Reframing pleasure outside of consumerism can be difficult for many, but both books offer some tangible actions that can help reclaim a narrative of joy and healing. Through Ray’s experience as a professor in the Environmental Studies department at Cal Poly Humboldt, she began to see patterns in students’ emotional responses to the subject matter, resulting in her creating a visual diagram of “the affective arc of environmental studies curricula.” In this diagram, before a student can move from nihilism to hope, they move through the phase of self care, also labeled “rediscovering pleasure and baking cookies”. This step is essential, as it allows space for metabolizing difficult feelings while also creating incentive to move beyond apathy.

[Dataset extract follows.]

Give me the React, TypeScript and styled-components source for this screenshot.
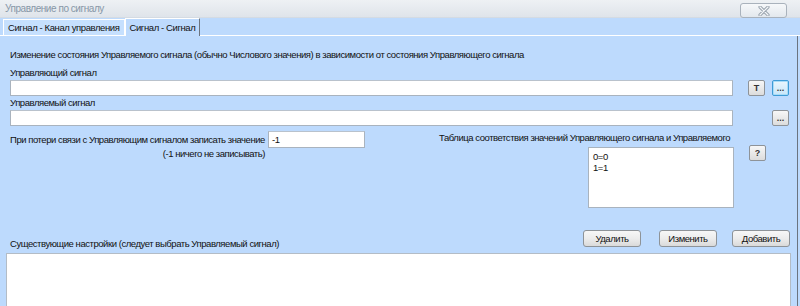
import React from "react";
import styled, { createGlobalStyle } from "styled-components";

const GlobalStyle = createGlobalStyle`
  html, body {
    margin: 0;
    padding: 0;
    background: #bddafd;
  }
  #root {
    width: 800px;
    height: 306px;
    overflow: hidden;
  }
`;

const Window = styled.div`
  width: 800px;
  height: 306px;
  display: flex;
  flex-direction: column;
  background: #bddafd;
  font-family: "Liberation Sans", Arial, sans-serif;
  font-size: 9.5px;
  letter-spacing: -0.45px;
  color: #111;
  overflow: hidden;
`;

const TitleBar = styled.div`
  height: 18px;
  flex-shrink: 0;
  display: flex;
  align-items: center;
  justify-content: space-between;
  padding: 0 13px 0 5px;
  background: linear-gradient(#eef1f4, #dfe4ea);
  border-bottom: 1px solid #d4dbe3;
  box-sizing: border-box;
`;

const Title = styled.span`
  color: #8797a7;
  font-size: 10px;
  letter-spacing: -0.45px;
`;

const CloseButton = styled.div`
  width: 47px;
  height: 15px;
  margin-top: 4px;
  box-sizing: border-box;
  border: 1px solid #a9b2bc;
  border-radius: 3px;
  background: linear-gradient(#f6f8fa, #e3e8ed);
  display: flex;
  align-items: center;
  justify-content: center;
`;

const TabStrip = styled.div`
  height: 18px;
  flex-shrink: 0;
  display: flex;
  align-items: flex-end;
  padding-left: 3px;
  border-bottom: 1px solid #fff;
  box-sizing: border-box;
`;

const Tab = styled.div<{ $active?: boolean }>`
  height: ${(p) => (p.$active ? "18px" : "16px")};
  box-sizing: border-box;
  display: flex;
  align-items: center;
  padding: 0 4px;
  margin-bottom: ${(p) => (p.$active ? "-1px" : "0")};
  background: ${(p) => (p.$active ? "#bddafd" : "#c6e0fe")};
  border: 1px solid #fff;
  border-bottom: none;
  border-right: ${(p) => (p.$active ? "1px solid #6b7480" : "1px solid #fff")};
  font-size: 9.5px;
  letter-spacing: -0.4px;
`;

const Panel = styled.div`
  flex: 1;
  display: flex;
  flex-direction: column;
  margin-left: 3px;
  margin-right: 2px;
  padding: 12px 7px 0 7px;
  border-right: 1px solid #6b7480;
`;

const Line = styled.div<{ $mt?: number }>`
  line-height: 13px;
  height: 13px;
  margin-top: ${(p) => p.$mt ?? 0}px;
  white-space: nowrap;
`;

const FieldRow = styled.div<{ $mt?: number }>`
  display: flex;
  align-items: center;
  margin-top: ${(p) => p.$mt ?? 0}px;
`;

const TextField = styled.div<{ $w?: number; $h?: number }>`
  width: ${(p) => (p.$w ? `${p.$w}px` : "auto")};
  flex: ${(p) => (p.$w ? "none" : "0 0 723px")};
  height: ${(p) => p.$h ?? 16}px;
  box-sizing: border-box;
  background: #fff;
  border: 1px solid #a9b3be;
  border-top-color: #b9c2cc;
  padding: 2px 3px;
  line-height: 12px;
`;

const SmallButton = styled.div<{ $focused?: boolean }>`
  width: 17px;
  height: 16px;
  box-sizing: border-box;
  border: 1px solid ${(p) => (p.$focused ? "#3e9bd6" : "#8e9398")};
  border-radius: 2px;
  background: ${(p) =>
    p.$focused
      ? "linear-gradient(#eaf6fd, #c8e6f9)"
      : "linear-gradient(#f7f7f7, #dcdcdc)"};
  box-shadow: ${(p) => (p.$focused ? "inset 0 0 0 1px #a8dcf8" : "none")};
  display: flex;
  align-items: center;
  justify-content: center;
  font-size: 9px;
  font-weight: bold;
  letter-spacing: 0;
  color: #333;
  line-height: 1;
`;

const ButtonGroup = styled.div<{ $ml: number }>`
  display: flex;
  gap: 7px;
  margin-left: ${(p) => p.$ml}px;
`;

const Middle = styled.div`
  display: flex;
  align-items: flex-start;
  justify-content: space-between;
  margin-top: 5px;
  padding-right: 24px;
`;

const LossGrid = styled.div`
  display: grid;
  grid-template-columns: 255px 97px;
  column-gap: 3px;
  align-items: center;
  align-content: start;
`;

const RightNote = styled.div`
  line-height: 13px;
  text-align: right;
  white-space: nowrap;
  margin-top: -1px;
`;

const TableBlock = styled.div`
  display: grid;
  grid-template-columns: 295px 17px;
  column-gap: 15px;
  align-items: start;
`;

const TableArea = styled.div`
  grid-column: 1;
  justify-self: end;
  width: 146px;
  height: 61px;
  margin-top: 3px;
  box-sizing: border-box;
  background: #fff;
  border: 1px solid #a9b3be;
  padding: 3px 4px;
  line-height: 11px;
`;

const HelpButton = styled(SmallButton)`
  margin-top: 1px;
`;

const BottomBar = styled.div`
  display: flex;
  align-items: flex-end;
  margin-top: 22px;
  height: 17px;
`;

const BarLabel = styled.div`
  flex: 1;
  line-height: 13px;
  margin-bottom: -3px;
  white-space: nowrap;
`;

const ActionButton = styled.div<{ $ml: number }>`
  width: 58px;
  height: 17px;
  box-sizing: border-box;
  margin-left: ${(p) => p.$ml}px;
  border: 1px solid #8e9398;
  border-radius: 3px;
  background: linear-gradient(#f7f7f7 0%, #ececec 50%, #dadada 100%);
  display: flex;
  align-items: center;
  justify-content: center;
`;

const ListBox = styled.div`
  flex: 1;
  margin: 6px -1px 0 -4px;
  background: #fff;
  border: 1px solid #b3bcc6;
  border-bottom: none;
`;

const CloseIcon = () => (
  <svg width="12" height="10" viewBox="0 0 12 10">
    <path
      d="M2 1 L10 9 M10 1 L2 9"
      stroke="#9aa4ae"
      strokeWidth="3.2"
      strokeLinecap="round"
    />
    <path
      d="M2 1 L10 9 M10 1 L2 9"
      stroke="#f4f6f8"
      strokeWidth="1.2"
      strokeLinecap="round"
    />
  </svg>
);

const App = () => {
  return (
    <Window>
      <GlobalStyle />
      <TitleBar>
        <Title>Управление по сигналу</Title>
        <CloseButton>
          <CloseIcon />
        </CloseButton>
      </TitleBar>
      <TabStrip>
        <Tab>Сигнал - Канал управления</Tab>
        <Tab $active>Сигнал - Сигнал</Tab>
      </TabStrip>
      <Panel>
        <Line>
          Изменение состояния Управляемого сигнала (обычно Числового значения) в
          зависимости от состояния Управляющего сигнала
        </Line>
        <Line $mt={5}>Управляющий сигнал</Line>
        <FieldRow $mt={1}>
          <TextField />
          <ButtonGroup $ml={15}>
            <SmallButton>T</SmallButton>
            <SmallButton $focused>...</SmallButton>
          </ButtonGroup>
        </FieldRow>
        <Line>Управляемый сигнал</Line>
        <FieldRow $mt={1}>
          <TextField />
          <ButtonGroup $ml={39}>
            <SmallButton>...</SmallButton>
          </ButtonGroup>
        </FieldRow>
        <Middle>
          <LossGrid>
            <Line>При потери связи с Управляющим сигналом записать значение</Line>
            <TextField $w={97} $h={17}>
              -1
            </TextField>
            <RightNote>(-1 ничего не записывать)</RightNote>
          </LossGrid>
          <TableBlock>
            <Line>Таблица соответствия значений Управляющего сигнала и Управляемого</Line>
            <div />
            <TableArea>
              0=0
              <br />
              1=1
            </TableArea>
            <HelpButton>?</HelpButton>
          </TableBlock>
        </Middle>
        <BottomBar>
          <BarLabel>Существующие настройки (следует выбрать Управляемый сигнал)</BarLabel>
          <ActionButton $ml={0}>Удалить</ActionButton>
          <ActionButton $ml={18}>Изменить</ActionButton>
          <ActionButton $ml={15}>Добавить</ActionButton>
        </BottomBar>
        <ListBox />
      </Panel>
    </Window>
  );
};

export default App;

This changing of the story is important both individually and collectively, and could prove immensely beneficial when integrated into the environmental movement. 

As a source for information about the environment, EcoNews is striving to focus on “solutions journalism” in order to highlight stories of problems actively being solved through the immense effort of local and global activists, organizations, and community members. Ray points out that the lack of positive stories makes the apocalypse all the more likely, as that is the only end scenario that is given any credence by many people. One of brown’s core pleasure principles is that “what you pay attention to grows”, meaning that tuning into the goodness of what is and what could be amplifies its potential. Check out the regular “Solutions Summit” section of the paper to get a monthly dose of active hope. 

Brown summed it up concisely when she wrote, “Ultimately, pleasure activism is us learning to make justice and liberation the most pleasurable experiences we can have on this planet.” 

*brown chooses to not capitalize her name because she enjoys how the design appears visually and considers automatically capitalizing the self as part of how capitalism stratifies and commodifies us.